(STATED PROBLEM) Retype exactly what runs from the first line of the data to the line with "Night', 'Illuminator', 'Fisheye'];", keeping both of those lines and skipping pictures.

(DATA SECTION)
++++

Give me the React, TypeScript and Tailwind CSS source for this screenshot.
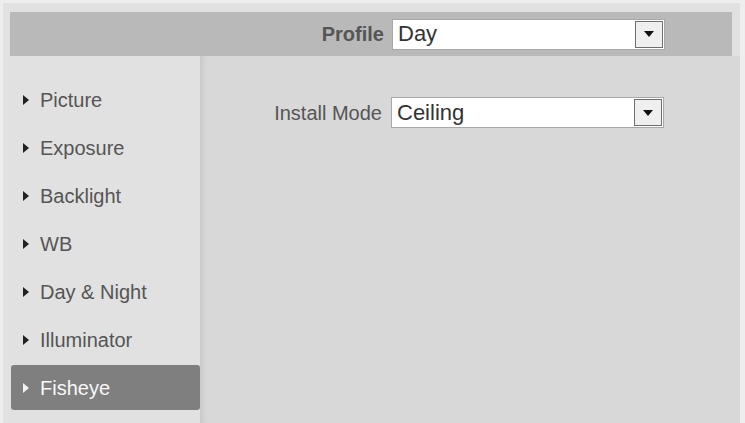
import React from 'react';

const menuItems = ['Picture', 'Exposure', 'Backlight', 'WB', 'Day & Night', 'Illuminator', 'Fisheye'];

function SelectBox({ value }: { value: string }) {
  return (
    <div className="flex h-[31px] w-[273px] items-stretch border border-[#a8a8a8] bg-white">
      <div className="flex flex-1 items-center pl-[5px] text-[22px] leading-none text-[#333]">{value}</div>
      <div className="m-[1px] flex w-[28px] items-center justify-center border border-[#6f6f6f] bg-[#efefef]">
        <div className="h-0 w-0 border-x-[5px] border-t-[6px] border-x-transparent border-t-[#111]" />
      </div>
    </div>
  );
}

function MenuItem({ label, active }: { label: string; active?: boolean }) {
  return (
    <div
      className={
        active
          ? 'flex h-[45px] items-center rounded-[3px] bg-[#7f7f7f] pl-[12px] text-[#f7f7f7]'
          : 'flex h-[45px] items-center pl-[12px] text-[#555]'
      }
    >
      <div
        className={
          active
            ? 'h-0 w-0 border-y-[5px] border-l-[6px] border-y-transparent border-l-[#f2f2f2]'
            : 'h-0 w-0 border-y-[5px] border-l-[6px] border-y-transparent border-l-[#222]'
        }
      />
      <span className="ml-[11px] text-[20px] leading-none">{label}</span>
    </div>
  );
}

export default function App() {
  return (
    <div className="h-[423px] w-[745px] overflow-hidden bg-[#eeeeee] pl-[3px] pt-[3px] font-['Liberation_Sans',Arial,sans-serif]">
      <div className="flex h-[420px] w-[737px] flex-col bg-[#e1e1e1] pl-[7px] pt-[9px]">
        <div className="mr-[8px] flex h-[44px] items-center bg-[#b9b9b9]">
          <div className="w-[374px] text-right text-[20px] font-bold leading-none text-[#555]">Profile</div>
          <div className="ml-[8px]">
            <SelectBox value="Day" />
          </div>
        </div>
        <div className="flex flex-1">
          <div className="flex w-[190px] flex-col gap-[3px] pl-[1px] pt-[21px]">
            {menuItems.map((item) => (
              <MenuItem key={item} label={item} active={item === 'Fisheye'} />
            ))}
          </div>
          <div className="flex-1 bg-[#d8d8d8] pt-[41px] shadow-[inset_6px_0_5px_-3px_rgba(0,0,0,0.08)]">
            <div className="flex items-center">
              <div className="w-[182px] text-right text-[20px] leading-none text-[#555]">Install Mode</div>
              <div className="ml-[9px]">
                <SelectBox value="Ceiling" />
              </div>
            </div>
          </div>
        </div>
      </div>
    </div>
  );
}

++++

(THE OUTPUT)
Give me the React, TypeScript and Tailwind CSS source for this screenshot.
import React from 'react';

const menuItems = ['Picture', 'Exposure', 'Backlight', 'WB', 'Day & Night', 'Illuminator', 'Fisheye'];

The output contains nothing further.